* Pages as source code

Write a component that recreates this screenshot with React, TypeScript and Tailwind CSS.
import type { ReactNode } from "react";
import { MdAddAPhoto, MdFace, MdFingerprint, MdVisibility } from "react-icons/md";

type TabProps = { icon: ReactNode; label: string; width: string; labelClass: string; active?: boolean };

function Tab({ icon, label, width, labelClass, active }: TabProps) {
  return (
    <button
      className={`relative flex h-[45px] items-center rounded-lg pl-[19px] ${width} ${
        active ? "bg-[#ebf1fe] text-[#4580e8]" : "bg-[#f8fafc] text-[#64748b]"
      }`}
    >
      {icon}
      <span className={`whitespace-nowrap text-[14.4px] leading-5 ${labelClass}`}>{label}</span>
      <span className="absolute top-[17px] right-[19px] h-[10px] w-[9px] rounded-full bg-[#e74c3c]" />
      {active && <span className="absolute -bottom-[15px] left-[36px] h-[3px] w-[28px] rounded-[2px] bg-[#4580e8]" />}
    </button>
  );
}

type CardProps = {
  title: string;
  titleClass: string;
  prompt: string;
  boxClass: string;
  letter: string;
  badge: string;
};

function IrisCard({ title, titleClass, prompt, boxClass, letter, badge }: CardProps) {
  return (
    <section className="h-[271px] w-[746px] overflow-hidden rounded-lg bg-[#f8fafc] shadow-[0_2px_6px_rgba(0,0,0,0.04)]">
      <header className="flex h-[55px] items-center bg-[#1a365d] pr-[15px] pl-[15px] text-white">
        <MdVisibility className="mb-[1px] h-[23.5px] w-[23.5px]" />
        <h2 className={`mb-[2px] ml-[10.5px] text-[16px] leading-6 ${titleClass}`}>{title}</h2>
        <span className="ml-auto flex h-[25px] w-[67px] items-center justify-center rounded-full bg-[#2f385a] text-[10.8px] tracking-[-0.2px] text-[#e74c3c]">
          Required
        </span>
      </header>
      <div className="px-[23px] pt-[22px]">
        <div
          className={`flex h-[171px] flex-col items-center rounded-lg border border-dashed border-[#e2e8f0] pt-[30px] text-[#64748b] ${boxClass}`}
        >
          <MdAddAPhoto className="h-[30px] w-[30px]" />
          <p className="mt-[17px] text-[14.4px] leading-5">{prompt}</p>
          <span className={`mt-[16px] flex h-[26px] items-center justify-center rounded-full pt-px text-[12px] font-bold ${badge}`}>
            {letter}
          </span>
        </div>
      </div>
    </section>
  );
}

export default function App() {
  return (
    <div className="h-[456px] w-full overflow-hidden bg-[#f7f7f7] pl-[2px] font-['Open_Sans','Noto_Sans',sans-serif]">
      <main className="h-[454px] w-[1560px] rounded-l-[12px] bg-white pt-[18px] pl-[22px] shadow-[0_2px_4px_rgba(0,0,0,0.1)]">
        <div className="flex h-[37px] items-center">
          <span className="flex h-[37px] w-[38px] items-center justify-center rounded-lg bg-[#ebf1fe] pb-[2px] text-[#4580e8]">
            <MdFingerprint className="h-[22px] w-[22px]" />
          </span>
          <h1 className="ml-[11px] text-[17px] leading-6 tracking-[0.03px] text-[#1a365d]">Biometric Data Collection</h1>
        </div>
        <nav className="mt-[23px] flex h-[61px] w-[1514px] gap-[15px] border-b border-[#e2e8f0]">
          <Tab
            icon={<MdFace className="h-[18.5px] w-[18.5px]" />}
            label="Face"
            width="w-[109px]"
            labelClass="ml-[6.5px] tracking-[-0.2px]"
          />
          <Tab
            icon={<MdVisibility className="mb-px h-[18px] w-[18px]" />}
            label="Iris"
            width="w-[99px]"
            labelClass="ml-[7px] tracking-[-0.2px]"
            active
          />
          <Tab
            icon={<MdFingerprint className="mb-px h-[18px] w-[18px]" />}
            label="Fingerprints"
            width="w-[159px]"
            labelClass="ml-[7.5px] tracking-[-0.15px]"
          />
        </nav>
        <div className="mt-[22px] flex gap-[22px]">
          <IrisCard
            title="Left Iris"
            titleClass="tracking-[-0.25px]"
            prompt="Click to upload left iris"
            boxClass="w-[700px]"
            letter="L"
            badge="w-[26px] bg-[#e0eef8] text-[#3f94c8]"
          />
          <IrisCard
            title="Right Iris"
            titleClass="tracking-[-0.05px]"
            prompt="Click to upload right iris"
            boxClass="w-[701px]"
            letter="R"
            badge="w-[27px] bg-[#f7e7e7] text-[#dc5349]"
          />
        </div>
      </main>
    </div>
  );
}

---

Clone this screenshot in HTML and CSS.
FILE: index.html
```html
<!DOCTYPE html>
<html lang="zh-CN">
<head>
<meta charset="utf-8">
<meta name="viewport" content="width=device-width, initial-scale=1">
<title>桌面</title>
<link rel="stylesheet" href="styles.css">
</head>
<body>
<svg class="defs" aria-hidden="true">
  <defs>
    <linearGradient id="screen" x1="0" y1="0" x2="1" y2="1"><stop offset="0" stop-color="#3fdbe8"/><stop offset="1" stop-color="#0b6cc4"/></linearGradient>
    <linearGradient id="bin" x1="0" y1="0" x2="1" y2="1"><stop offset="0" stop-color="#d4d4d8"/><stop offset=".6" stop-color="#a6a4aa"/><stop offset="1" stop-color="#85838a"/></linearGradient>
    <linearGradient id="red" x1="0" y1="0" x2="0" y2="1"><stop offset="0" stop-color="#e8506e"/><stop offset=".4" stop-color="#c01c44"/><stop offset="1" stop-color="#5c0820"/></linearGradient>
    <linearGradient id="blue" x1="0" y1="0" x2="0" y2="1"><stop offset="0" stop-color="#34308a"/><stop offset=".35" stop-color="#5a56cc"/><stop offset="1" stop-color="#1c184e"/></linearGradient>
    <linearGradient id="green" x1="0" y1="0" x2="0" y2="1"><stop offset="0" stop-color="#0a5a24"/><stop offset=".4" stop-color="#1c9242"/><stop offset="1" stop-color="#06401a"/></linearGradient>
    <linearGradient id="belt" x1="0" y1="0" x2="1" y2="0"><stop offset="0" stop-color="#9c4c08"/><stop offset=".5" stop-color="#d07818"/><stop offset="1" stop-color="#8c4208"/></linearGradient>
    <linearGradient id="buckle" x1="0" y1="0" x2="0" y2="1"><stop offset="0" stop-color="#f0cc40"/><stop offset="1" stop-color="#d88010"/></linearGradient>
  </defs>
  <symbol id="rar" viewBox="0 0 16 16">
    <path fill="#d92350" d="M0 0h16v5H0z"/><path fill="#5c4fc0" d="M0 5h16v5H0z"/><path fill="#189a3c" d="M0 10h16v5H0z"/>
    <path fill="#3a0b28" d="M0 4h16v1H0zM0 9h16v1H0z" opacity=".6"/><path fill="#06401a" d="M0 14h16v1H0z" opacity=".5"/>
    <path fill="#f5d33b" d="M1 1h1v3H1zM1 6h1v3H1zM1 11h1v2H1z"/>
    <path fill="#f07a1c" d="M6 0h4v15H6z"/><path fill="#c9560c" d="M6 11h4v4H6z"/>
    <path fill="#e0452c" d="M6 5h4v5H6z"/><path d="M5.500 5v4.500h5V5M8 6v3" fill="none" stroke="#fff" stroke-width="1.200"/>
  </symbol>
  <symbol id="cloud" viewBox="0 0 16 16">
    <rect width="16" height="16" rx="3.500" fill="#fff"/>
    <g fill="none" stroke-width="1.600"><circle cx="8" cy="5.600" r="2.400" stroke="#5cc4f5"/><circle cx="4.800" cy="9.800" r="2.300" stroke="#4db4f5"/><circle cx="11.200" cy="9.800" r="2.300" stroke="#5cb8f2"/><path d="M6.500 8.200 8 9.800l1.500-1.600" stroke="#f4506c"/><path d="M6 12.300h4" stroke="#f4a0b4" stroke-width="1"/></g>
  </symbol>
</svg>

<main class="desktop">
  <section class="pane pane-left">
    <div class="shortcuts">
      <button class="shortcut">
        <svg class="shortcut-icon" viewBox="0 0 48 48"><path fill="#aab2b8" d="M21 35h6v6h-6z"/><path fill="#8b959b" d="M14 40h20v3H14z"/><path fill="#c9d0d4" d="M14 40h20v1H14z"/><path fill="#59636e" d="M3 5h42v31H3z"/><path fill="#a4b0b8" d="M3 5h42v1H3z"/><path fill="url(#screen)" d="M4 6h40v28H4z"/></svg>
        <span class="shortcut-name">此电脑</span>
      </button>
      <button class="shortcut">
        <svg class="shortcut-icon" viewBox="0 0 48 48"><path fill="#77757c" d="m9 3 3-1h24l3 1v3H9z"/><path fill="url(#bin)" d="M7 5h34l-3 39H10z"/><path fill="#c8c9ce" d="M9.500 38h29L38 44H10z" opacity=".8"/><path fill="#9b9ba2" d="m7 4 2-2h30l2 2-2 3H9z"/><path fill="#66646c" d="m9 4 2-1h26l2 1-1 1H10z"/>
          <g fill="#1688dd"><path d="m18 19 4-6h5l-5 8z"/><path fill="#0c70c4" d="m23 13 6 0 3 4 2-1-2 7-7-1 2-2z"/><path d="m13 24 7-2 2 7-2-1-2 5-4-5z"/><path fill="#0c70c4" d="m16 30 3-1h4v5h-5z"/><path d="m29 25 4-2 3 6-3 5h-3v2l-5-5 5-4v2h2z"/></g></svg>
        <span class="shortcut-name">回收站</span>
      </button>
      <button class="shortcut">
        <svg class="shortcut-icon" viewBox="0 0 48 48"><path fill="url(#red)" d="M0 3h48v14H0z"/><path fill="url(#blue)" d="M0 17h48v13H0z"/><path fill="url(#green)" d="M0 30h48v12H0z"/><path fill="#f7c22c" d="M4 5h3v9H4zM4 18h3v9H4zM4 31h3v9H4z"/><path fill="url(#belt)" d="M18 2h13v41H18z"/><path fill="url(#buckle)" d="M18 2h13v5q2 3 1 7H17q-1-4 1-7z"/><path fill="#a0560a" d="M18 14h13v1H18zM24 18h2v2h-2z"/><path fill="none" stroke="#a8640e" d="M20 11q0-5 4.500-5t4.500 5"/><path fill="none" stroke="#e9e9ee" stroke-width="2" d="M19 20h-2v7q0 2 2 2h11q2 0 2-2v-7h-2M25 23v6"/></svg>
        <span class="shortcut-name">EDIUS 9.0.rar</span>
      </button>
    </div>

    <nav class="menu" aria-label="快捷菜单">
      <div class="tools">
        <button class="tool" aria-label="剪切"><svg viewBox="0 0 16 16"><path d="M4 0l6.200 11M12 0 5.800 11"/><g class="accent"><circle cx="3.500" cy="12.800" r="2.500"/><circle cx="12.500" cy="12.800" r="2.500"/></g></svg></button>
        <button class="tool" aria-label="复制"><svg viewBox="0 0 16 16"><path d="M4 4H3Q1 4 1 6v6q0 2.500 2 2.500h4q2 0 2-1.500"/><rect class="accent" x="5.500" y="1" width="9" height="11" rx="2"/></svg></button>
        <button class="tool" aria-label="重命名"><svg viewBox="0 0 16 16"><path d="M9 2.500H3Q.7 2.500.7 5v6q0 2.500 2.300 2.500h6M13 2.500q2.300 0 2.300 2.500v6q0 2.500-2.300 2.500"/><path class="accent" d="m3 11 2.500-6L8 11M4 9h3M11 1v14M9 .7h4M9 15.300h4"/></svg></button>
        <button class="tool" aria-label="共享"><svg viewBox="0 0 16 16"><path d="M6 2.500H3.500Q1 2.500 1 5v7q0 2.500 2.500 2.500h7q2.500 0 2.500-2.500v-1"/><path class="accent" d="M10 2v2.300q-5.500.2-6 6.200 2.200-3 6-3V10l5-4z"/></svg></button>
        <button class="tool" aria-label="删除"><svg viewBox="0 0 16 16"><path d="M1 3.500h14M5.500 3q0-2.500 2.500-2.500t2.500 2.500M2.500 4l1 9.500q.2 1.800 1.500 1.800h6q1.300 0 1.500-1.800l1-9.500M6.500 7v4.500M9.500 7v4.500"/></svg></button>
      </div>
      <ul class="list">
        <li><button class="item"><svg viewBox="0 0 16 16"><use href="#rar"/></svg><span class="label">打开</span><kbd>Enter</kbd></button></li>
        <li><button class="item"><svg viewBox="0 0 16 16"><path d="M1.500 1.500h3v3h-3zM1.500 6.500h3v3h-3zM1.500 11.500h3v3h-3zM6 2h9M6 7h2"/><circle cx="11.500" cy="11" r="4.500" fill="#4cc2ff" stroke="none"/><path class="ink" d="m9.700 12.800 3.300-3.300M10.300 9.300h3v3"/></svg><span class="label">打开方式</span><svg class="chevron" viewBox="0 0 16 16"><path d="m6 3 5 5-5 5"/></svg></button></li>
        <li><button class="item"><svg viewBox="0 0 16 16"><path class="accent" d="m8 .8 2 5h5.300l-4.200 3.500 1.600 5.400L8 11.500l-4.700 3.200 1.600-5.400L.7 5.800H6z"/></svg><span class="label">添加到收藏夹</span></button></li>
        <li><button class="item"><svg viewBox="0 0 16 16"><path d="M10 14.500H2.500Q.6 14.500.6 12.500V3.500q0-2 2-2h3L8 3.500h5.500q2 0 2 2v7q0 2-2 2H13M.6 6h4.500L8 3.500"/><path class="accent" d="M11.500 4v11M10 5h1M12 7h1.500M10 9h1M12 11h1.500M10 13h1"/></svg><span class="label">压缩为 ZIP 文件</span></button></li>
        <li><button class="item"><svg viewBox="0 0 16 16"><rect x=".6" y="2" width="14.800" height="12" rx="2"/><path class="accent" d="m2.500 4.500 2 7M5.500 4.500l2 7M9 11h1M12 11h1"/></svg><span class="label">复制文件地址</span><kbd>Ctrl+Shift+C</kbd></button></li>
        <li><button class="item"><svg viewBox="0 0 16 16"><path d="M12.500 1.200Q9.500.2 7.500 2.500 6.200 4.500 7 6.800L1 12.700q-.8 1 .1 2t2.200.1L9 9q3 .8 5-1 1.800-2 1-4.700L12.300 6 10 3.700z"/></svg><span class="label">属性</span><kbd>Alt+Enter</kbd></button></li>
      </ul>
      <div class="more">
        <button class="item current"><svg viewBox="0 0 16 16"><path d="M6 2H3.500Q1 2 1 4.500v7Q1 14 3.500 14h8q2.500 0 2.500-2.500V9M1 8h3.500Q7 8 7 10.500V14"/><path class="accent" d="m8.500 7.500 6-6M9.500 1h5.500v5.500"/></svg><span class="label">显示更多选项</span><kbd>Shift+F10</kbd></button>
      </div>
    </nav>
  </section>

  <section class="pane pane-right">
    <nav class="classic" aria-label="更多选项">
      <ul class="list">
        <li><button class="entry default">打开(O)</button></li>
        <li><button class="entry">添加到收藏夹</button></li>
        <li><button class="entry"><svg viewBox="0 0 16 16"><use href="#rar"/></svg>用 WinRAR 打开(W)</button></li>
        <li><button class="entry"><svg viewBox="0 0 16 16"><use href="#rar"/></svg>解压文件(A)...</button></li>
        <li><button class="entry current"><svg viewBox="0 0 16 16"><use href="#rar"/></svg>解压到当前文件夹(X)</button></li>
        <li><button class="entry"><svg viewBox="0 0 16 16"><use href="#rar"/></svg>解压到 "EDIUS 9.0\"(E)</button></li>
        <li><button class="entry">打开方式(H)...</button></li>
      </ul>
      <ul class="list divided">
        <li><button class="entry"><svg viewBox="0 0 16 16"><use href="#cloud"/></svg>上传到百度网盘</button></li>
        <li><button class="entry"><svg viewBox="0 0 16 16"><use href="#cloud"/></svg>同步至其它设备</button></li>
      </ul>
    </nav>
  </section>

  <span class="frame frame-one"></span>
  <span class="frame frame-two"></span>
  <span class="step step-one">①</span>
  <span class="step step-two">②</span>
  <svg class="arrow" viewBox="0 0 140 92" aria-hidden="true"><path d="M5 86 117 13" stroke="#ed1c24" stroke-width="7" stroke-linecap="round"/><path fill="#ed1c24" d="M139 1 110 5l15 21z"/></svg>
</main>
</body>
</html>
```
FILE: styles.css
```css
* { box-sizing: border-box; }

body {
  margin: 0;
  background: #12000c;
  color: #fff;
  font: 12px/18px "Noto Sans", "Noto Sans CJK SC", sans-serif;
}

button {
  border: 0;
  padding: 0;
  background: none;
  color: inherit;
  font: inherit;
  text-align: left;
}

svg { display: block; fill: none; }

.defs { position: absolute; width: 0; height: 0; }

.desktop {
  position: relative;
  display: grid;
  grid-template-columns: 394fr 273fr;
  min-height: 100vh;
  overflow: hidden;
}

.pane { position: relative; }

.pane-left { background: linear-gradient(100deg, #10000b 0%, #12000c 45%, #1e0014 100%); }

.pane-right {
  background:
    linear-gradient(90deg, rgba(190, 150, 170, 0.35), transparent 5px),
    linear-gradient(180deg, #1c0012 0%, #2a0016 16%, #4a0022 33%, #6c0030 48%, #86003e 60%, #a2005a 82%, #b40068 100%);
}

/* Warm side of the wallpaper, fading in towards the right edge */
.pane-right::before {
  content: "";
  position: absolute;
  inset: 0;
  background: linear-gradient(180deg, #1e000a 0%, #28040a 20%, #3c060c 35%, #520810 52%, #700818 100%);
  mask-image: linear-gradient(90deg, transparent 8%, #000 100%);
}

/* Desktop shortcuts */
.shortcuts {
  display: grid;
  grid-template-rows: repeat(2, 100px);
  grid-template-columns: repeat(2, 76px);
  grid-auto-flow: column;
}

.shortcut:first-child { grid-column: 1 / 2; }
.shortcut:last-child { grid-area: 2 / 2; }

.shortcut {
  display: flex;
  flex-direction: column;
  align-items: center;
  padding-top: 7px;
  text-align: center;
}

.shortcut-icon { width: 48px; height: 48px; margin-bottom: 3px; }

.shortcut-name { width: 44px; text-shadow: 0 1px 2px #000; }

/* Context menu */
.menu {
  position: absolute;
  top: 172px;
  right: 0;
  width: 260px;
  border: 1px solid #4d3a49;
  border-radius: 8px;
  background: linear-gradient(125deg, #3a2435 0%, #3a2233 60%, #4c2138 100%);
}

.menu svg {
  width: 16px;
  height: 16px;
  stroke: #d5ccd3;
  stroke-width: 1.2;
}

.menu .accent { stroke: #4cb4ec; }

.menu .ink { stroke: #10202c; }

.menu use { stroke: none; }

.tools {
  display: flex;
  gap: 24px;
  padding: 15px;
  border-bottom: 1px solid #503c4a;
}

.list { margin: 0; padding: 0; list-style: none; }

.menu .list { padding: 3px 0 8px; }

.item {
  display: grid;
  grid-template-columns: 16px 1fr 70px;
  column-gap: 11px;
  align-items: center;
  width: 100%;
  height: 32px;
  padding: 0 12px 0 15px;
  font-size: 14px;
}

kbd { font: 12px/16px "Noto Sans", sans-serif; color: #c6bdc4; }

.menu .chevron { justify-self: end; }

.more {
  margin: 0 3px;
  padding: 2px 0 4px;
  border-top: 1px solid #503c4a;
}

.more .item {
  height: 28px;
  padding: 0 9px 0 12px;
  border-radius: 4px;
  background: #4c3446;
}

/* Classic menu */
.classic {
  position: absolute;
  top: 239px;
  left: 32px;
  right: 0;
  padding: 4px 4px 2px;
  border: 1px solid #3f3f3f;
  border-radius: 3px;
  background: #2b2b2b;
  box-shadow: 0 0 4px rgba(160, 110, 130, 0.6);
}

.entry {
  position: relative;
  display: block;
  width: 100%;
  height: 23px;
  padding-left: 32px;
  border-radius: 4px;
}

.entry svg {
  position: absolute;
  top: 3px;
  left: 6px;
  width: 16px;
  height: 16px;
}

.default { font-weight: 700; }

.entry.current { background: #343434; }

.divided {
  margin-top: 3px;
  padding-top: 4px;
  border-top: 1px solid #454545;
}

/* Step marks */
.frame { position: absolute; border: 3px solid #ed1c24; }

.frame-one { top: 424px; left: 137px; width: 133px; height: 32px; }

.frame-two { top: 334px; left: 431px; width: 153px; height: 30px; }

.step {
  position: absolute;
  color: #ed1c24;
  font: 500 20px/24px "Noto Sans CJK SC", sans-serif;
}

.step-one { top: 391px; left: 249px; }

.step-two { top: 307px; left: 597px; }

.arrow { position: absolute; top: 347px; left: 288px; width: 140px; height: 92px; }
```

* The exercise
Find all lines where the word "this" appears. Copy them.

* The reply
Write a component that recreates this screenshot with React, TypeScript and Tailwind CSS.
Clone this screenshot in HTML and CSS.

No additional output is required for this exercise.